▸ SET TASK
Report, word for word, every line of the material that contains "size".

/---

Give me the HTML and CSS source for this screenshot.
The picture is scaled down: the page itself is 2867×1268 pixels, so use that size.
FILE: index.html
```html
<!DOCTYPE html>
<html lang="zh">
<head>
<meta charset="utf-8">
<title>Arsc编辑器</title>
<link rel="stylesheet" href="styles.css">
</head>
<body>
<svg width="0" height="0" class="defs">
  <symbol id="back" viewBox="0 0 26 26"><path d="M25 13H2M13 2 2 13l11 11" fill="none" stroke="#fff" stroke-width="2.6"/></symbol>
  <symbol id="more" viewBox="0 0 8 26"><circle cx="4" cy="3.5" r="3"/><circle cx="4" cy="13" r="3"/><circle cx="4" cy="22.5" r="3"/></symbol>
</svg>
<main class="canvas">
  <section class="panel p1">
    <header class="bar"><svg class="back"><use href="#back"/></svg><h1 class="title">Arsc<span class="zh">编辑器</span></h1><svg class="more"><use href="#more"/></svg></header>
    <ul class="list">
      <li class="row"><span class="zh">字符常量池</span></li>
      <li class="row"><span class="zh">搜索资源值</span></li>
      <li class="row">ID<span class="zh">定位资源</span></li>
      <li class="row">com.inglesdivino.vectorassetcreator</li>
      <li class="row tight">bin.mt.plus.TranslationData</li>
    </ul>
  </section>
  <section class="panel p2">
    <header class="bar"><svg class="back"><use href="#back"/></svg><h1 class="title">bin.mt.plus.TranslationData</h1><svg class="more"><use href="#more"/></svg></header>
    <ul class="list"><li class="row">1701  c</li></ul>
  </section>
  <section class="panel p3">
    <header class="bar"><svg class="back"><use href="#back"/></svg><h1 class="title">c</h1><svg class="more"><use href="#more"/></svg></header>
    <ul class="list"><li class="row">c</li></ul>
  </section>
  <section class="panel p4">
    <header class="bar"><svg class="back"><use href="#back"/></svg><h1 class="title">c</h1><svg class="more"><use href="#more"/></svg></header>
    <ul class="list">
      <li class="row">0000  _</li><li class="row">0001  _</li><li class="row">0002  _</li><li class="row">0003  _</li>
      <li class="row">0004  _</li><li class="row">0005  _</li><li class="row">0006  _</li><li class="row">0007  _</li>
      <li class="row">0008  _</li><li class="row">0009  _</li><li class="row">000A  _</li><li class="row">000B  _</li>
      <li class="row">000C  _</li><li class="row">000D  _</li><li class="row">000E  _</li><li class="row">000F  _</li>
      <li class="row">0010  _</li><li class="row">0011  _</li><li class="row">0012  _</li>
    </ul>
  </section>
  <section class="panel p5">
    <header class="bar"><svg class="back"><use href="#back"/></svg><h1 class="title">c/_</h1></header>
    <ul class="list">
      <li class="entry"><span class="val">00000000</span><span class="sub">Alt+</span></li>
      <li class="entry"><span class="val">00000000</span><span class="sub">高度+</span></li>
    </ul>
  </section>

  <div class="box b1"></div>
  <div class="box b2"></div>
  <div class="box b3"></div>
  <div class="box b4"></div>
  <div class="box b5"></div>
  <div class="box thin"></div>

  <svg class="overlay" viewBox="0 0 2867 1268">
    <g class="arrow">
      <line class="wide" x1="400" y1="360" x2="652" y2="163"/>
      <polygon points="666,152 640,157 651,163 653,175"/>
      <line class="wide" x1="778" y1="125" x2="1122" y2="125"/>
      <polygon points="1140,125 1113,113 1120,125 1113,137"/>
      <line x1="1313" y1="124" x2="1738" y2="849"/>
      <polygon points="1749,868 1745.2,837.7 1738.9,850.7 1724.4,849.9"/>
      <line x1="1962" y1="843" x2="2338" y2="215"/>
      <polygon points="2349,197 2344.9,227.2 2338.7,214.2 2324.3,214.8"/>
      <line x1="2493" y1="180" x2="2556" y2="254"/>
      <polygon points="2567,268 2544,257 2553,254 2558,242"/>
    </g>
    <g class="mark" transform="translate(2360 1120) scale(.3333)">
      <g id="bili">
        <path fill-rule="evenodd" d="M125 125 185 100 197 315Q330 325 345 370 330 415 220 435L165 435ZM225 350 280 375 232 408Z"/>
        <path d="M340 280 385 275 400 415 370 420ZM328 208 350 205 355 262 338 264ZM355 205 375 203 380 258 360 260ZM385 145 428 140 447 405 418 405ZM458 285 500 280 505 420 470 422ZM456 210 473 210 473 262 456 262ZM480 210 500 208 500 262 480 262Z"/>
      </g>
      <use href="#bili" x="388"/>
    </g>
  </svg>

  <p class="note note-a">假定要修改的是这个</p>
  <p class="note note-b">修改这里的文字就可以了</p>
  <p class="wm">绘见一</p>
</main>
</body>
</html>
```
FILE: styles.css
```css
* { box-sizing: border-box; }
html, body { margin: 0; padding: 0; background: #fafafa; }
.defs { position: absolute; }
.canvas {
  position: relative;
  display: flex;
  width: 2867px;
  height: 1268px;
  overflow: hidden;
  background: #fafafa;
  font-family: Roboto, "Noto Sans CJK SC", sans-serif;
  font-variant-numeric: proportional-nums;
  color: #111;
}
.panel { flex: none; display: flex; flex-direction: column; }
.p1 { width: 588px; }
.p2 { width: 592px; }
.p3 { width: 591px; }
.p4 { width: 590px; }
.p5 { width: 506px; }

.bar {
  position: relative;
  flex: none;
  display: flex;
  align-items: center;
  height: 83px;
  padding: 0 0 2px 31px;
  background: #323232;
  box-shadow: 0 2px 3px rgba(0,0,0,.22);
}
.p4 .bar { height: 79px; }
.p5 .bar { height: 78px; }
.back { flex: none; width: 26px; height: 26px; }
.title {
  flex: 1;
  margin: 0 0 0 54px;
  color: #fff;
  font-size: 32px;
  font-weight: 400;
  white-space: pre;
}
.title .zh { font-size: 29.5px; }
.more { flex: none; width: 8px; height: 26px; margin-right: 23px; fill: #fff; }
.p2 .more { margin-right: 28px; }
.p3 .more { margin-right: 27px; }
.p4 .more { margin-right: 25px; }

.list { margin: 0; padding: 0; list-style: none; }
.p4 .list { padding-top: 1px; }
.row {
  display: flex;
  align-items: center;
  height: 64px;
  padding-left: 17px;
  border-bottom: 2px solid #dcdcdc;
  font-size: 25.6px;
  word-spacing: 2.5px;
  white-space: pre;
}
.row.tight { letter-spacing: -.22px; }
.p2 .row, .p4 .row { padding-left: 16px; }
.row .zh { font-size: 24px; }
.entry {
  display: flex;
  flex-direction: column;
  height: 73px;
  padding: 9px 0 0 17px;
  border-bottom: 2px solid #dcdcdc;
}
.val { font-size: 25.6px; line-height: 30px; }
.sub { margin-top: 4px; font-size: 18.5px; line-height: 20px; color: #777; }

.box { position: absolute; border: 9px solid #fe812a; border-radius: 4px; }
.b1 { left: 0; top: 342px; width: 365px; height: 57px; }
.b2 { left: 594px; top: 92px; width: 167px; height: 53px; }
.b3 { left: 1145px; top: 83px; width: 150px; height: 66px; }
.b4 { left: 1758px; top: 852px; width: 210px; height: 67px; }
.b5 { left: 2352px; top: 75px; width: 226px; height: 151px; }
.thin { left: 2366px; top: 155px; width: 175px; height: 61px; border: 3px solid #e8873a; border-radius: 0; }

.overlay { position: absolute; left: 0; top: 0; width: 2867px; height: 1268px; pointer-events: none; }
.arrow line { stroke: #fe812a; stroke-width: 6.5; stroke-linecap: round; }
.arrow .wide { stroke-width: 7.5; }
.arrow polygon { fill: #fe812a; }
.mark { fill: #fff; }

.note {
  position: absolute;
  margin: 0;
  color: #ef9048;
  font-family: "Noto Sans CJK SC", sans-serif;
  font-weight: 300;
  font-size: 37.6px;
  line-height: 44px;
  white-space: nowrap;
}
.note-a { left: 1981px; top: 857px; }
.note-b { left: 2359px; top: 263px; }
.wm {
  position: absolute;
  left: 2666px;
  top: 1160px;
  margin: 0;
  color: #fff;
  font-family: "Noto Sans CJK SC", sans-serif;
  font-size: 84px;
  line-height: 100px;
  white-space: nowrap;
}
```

\---

▸ RESPONSE TO THE EXERCISE
The picture is scaled down: the page itself is 2867×1268 pixels, so use that size.
  font-size: 32px;
.title .zh { font-size: 29.5px; }
  font-size: 25.6px;
.row .zh { font-size: 24px; }
.val { font-size: 25.6px; line-height: 30px; }
.sub { margin-top: 4px; font-size: 18.5px; line-height: 20px; color: #777; }
  font-size: 37.6px;
  font-size: 84px;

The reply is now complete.